+++ Provided data +++
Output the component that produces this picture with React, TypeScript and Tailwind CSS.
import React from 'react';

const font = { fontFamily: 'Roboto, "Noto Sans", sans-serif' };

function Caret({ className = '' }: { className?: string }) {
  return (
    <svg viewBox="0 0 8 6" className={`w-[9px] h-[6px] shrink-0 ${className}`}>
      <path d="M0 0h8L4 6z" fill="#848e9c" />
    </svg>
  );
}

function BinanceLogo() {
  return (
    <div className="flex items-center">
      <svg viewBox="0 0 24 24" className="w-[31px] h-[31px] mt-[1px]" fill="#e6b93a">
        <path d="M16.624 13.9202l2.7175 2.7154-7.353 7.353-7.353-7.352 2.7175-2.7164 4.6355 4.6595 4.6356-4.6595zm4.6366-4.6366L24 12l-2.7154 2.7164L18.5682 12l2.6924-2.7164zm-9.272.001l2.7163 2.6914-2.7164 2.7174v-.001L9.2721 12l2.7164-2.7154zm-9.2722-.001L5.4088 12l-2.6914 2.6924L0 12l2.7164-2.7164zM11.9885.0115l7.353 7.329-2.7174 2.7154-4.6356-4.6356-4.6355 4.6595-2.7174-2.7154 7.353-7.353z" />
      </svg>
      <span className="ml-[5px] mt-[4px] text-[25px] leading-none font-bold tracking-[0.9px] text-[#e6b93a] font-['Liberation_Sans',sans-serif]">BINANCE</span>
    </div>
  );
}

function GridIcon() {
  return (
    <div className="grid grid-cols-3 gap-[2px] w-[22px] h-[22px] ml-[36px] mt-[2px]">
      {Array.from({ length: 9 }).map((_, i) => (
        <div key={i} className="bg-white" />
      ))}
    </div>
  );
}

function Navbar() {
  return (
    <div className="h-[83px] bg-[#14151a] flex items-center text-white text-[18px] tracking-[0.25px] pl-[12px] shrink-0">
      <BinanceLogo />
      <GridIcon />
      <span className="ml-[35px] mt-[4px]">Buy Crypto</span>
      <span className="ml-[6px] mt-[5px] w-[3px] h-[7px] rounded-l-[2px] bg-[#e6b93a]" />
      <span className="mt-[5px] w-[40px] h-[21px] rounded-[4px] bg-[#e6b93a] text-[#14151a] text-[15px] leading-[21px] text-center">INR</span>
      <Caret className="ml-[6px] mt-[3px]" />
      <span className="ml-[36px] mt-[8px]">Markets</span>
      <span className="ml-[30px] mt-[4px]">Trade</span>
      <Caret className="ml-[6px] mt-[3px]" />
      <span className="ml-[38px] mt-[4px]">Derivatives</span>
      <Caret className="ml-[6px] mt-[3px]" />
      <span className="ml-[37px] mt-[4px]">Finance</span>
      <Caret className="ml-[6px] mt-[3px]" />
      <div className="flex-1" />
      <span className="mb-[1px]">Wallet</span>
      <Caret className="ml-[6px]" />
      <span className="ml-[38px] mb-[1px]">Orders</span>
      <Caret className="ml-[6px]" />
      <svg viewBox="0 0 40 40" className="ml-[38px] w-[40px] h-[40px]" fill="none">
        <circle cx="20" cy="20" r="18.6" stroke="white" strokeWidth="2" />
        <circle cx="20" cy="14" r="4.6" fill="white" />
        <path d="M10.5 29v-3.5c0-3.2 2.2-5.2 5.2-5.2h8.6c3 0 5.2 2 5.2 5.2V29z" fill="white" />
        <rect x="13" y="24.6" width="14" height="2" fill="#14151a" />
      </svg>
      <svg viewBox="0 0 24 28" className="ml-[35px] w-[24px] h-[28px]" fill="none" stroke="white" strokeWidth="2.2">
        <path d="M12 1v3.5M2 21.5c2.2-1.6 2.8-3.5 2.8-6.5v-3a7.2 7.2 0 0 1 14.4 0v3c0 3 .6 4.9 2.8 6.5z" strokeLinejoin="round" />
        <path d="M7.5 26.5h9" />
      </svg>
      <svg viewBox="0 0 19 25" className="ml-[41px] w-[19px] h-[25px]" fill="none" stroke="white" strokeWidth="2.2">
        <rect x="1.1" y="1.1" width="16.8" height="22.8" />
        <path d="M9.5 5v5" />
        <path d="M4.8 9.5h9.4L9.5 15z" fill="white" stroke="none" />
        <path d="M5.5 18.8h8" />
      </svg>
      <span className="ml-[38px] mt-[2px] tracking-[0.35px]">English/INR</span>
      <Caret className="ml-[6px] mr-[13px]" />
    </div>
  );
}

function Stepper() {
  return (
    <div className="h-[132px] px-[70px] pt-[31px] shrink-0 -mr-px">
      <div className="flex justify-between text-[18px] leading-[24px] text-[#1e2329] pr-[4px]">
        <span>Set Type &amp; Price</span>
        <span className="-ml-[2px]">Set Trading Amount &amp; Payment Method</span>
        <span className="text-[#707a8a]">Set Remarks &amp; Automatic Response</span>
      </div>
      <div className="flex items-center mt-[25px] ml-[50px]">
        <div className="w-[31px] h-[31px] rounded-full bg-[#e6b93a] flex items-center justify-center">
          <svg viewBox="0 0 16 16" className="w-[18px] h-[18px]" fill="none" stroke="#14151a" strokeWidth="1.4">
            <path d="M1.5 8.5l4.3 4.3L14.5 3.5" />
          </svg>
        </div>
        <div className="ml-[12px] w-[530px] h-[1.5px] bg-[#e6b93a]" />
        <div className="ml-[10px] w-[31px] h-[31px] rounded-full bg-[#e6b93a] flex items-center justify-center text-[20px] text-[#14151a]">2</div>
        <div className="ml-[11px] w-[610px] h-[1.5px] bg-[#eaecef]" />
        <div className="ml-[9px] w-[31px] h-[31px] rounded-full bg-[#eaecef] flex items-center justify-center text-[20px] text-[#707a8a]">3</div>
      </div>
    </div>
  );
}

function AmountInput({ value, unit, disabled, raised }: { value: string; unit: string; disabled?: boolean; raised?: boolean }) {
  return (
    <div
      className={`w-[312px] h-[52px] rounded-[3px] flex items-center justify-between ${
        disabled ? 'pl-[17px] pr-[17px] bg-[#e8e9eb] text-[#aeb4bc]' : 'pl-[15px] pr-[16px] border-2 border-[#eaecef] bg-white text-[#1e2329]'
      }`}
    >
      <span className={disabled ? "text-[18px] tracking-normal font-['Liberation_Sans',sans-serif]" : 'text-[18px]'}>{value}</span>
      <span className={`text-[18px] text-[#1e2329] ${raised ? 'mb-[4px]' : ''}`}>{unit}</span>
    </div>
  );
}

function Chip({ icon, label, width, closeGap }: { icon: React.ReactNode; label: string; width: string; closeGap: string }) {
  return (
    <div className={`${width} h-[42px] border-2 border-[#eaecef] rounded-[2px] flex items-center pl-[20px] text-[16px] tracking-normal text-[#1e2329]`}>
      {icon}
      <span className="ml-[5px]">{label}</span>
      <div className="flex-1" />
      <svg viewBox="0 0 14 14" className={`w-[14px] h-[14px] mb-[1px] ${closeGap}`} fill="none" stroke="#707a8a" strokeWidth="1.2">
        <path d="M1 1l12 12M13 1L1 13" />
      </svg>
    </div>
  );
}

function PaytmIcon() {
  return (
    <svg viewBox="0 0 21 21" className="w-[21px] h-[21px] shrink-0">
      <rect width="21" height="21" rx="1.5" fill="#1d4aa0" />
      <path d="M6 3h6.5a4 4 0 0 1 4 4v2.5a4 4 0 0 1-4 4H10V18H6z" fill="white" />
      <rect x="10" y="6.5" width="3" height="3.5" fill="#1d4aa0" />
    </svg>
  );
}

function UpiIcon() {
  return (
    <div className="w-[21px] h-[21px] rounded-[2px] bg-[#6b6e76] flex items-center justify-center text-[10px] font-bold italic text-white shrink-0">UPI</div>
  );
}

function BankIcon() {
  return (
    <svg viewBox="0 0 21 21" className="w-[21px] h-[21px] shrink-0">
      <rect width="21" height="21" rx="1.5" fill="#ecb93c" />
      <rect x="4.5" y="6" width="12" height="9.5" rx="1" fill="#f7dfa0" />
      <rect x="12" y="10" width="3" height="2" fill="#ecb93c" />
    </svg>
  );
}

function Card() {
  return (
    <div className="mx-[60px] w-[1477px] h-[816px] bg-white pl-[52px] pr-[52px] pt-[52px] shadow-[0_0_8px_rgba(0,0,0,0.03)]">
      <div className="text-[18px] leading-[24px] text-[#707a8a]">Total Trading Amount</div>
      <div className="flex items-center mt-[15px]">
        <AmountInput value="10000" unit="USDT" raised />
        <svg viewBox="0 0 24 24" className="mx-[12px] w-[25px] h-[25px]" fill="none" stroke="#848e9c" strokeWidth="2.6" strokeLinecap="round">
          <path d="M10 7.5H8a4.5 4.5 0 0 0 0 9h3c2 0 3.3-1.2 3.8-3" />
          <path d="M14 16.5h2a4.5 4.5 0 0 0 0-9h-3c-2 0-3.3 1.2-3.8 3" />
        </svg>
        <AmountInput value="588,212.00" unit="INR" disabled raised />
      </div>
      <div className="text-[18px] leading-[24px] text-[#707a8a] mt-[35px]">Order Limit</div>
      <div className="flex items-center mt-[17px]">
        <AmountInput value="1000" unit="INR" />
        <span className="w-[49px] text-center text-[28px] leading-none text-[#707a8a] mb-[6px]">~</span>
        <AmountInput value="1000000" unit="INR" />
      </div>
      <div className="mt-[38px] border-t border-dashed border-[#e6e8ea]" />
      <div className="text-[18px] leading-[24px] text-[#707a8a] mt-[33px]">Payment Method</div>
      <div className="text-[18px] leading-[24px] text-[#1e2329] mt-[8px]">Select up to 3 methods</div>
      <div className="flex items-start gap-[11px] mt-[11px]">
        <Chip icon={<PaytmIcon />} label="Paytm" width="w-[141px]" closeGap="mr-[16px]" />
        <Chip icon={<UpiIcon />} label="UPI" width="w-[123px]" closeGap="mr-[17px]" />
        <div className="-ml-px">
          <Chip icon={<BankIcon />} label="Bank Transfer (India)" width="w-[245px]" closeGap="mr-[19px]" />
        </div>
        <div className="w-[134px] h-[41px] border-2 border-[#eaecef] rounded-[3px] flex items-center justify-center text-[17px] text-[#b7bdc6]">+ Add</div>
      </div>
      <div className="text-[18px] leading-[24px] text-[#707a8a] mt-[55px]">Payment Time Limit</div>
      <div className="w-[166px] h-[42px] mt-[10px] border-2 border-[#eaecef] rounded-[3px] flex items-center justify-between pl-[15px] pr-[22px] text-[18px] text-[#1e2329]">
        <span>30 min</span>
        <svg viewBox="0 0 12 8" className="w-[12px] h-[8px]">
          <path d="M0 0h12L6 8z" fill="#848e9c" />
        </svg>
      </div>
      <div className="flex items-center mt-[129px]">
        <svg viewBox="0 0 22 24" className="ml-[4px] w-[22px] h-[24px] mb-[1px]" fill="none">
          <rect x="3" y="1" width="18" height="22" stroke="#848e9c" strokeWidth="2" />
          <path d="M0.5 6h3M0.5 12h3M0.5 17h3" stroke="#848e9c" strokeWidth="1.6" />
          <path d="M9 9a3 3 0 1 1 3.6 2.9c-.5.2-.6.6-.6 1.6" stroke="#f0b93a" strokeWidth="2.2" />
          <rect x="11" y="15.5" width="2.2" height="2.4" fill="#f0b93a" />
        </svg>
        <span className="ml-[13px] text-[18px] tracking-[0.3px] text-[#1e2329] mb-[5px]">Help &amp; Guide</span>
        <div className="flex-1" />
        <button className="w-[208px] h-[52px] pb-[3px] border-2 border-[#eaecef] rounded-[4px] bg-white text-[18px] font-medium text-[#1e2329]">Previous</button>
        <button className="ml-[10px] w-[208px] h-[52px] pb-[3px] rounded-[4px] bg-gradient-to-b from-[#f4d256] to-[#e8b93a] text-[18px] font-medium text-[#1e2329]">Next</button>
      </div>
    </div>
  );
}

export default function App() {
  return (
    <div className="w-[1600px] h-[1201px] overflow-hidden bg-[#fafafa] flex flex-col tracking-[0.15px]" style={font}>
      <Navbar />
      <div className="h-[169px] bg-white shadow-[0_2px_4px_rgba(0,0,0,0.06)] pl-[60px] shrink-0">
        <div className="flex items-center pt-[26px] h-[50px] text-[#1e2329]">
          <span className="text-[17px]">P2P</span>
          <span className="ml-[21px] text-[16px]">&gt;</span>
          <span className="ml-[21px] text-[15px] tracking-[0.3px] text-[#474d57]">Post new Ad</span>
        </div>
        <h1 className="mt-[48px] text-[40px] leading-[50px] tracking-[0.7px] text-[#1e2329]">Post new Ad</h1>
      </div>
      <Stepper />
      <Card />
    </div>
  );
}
+++
■ Exercise
Select and copy each line from the data that includes the word "React".

■ Written solution
Output the component that produces this picture with React, TypeScript and Tailwind CSS.
import React from 'react';
function Chip({ icon, label, width, closeGap }: { icon: React.ReactNode; label: string; width: string; closeGap: string }) {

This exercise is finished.